The remainder of this post will just quote from the Github project, which does a pretty fine job of explaining what’s going on:
========================
Log Weaver v0.2 sports the following featureset:
* Sync as many production logfiles, from as many hosts as you want, into a single logfile on a single server
* Use your existing Rails production.log, no need to modify how it’s formatted
* Break up your unified log file into bite sized chunks that you specify from a YML file, so you don’t end up with a 10 GB unified logfile that you can’t open or use
* Does not run on or adversely affect performance of app servers. Uses rsync to grab production log files from app servers, then does the “hard work” of combining them on what is presumably a separate server.
Installation
============
Clone the log-weaver github project into your vendor/plugins directory. No models, database tables, or installation is needed for this plugin. Simply edit the /log-weaver/config/system_logs.yml file to specify the settings of your hosts.
Usage
=====
Run “rake log_weaver:weave_logs” to initiate the process of log merging.
When you run this task, Log Weaver will rsync your logfiles from the locations you specified in the YML file. The first time you run Log Weaver, this might take a minute or two, depending on how big your production logs are. On subsequent runs, it should be pretty instanteous, since rsync is smart about merging files.
After rsyncing your production logs from your app servers, Log Weaver will build the production logs into bite-sized hashes and merge them in chronological order into the file that you specified in your YML file.
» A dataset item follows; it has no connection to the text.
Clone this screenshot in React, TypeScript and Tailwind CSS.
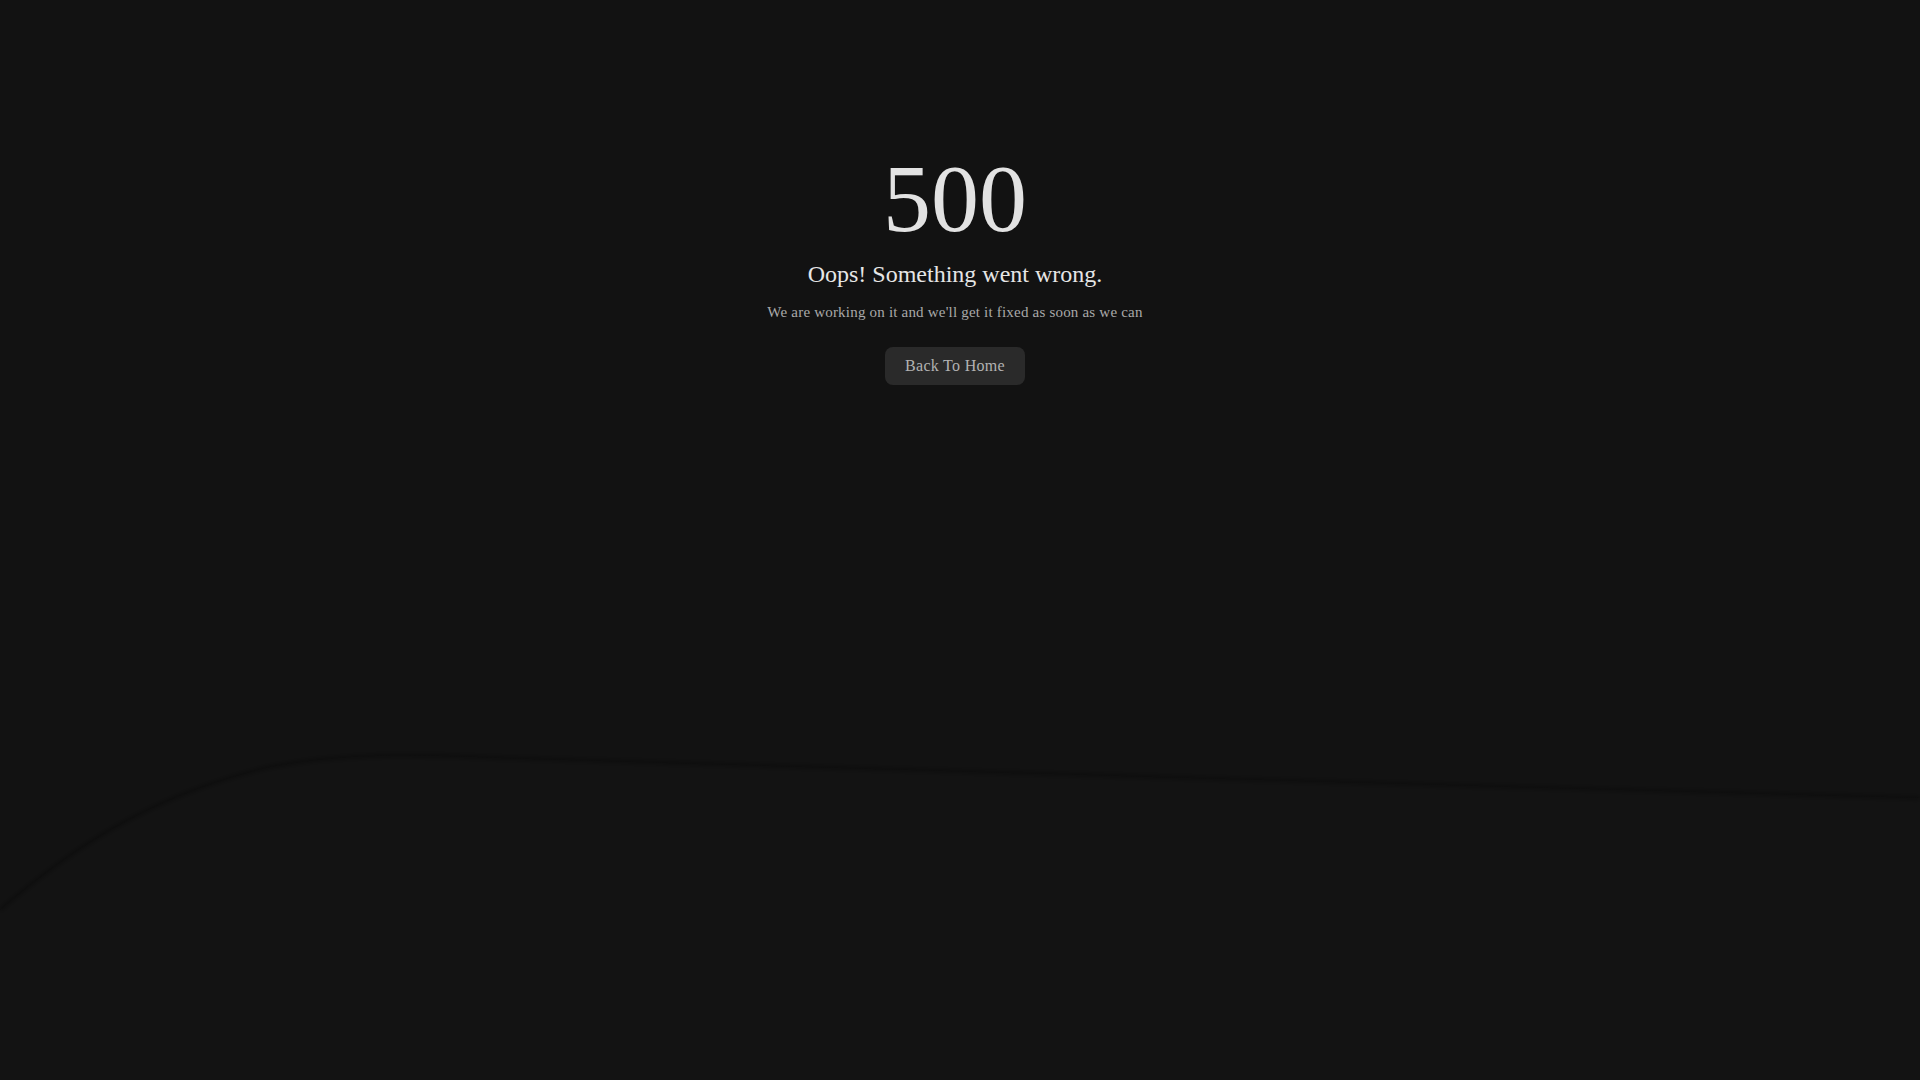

Limited testing has shown that combining three logfiles that were each 1+ GB used less than 300MB of memory and completed in about 10 minutes.
Run “rake log_weaver:weave_logs” periodically to add to your unified log. When the size of your unified log exceeds the size you specified in the settings YML file, the unified log will be renamed “[log_name]_X.log” where X is the lowest integer of a file that doesn’t exist in your log directory. That is, if you named your file “unified.log,” Log Weaver would move the original log to “unified_2.log” and then open a new “unified.log” file to continue merging your logs.
Future Improvements
===================
Log Weaver was written over the course of a few hours to fit the baseline needs of Bonanzle, there is surely plenty of room to improve! For starters, this would probably make more sense as a gem than a Rails plugin.
Feel free to fork and add whatever you think it needs and ping me to pull in your improvements and we can make this plugin a worthwhile thing.
I’ve recently implemented the unified logging deal for as well. In constrast, one of our main motivations was to not have logs on the app server because they received enough traffic to generate enough logs to fill up the disk (despite using logrotate). The disk being full usually resulted in the app server going down until space was freed up.
That aside, I’m pretty sure you could implement most of Log Weaver’s functionality using a bit of syslog-ng-fu. On each app server, you can filter to an appropriate destination in the file system (ie /path/to/deploy/log/production.lg). Then on the centralized server, you can filter the incoming logs to a logfile which includes the app server’s hostname in addition to a unified log.
Like I said, hadn’t tried implementing it yet, but will try to report back if I do.
Yeah, that sounds conceivable, if a bit of a pain in the ass. The main challenge of using Syslog-ng for this, from my experience, would be to coalesce the unbuffered output into readable buffer-like streams.
For my purposes of creating readable, buffered logs in bite-sized chunks, Log Weaver pretty ideally performs the task. I wonder if you could just adapt Log Weaver such that it deletes the older production logs from the application server after it has finished consolidating them into the unified log? Do you have enough disk space for one day’s worth of production logs? That would probably be a 10 minute adaptation to the rake file, rather than the fairly complicated exercise of mashing together scattered Syslog-ng output into something readable.
Will be curious to hear what you end up with either way! Thanks for commenting.
This plugin assumes that the request data in the incoming log files is not interleaved. If an application server has multiple concurrent processes handling requests, however, you’ll get interleaved logs. You’ll have the same problem you had with syslog.
How did you resolve that issue? One process per server? One log file per process? Log file locking?
The buffered logger that ships with Rails will only prevent interleaving if all of your requests are handled by the same process. And even then, only if you never generate more log data per request than would fill the logger’s buffer.
The only way I can see to address this (without using one of the less-than-ideal solutions listed above) is to send all your log data to syslog and then de-interleave the results from there. Syslog will prefix each log line with unique information hostname and pid that can be used to safely de-interleave. (Alternatively, you could modify your Rails logger to prepend this information to every line of your production.log output.) Then you just weave the results of each hostname-pid combination separately as if they had been separate, independent log files the whole time.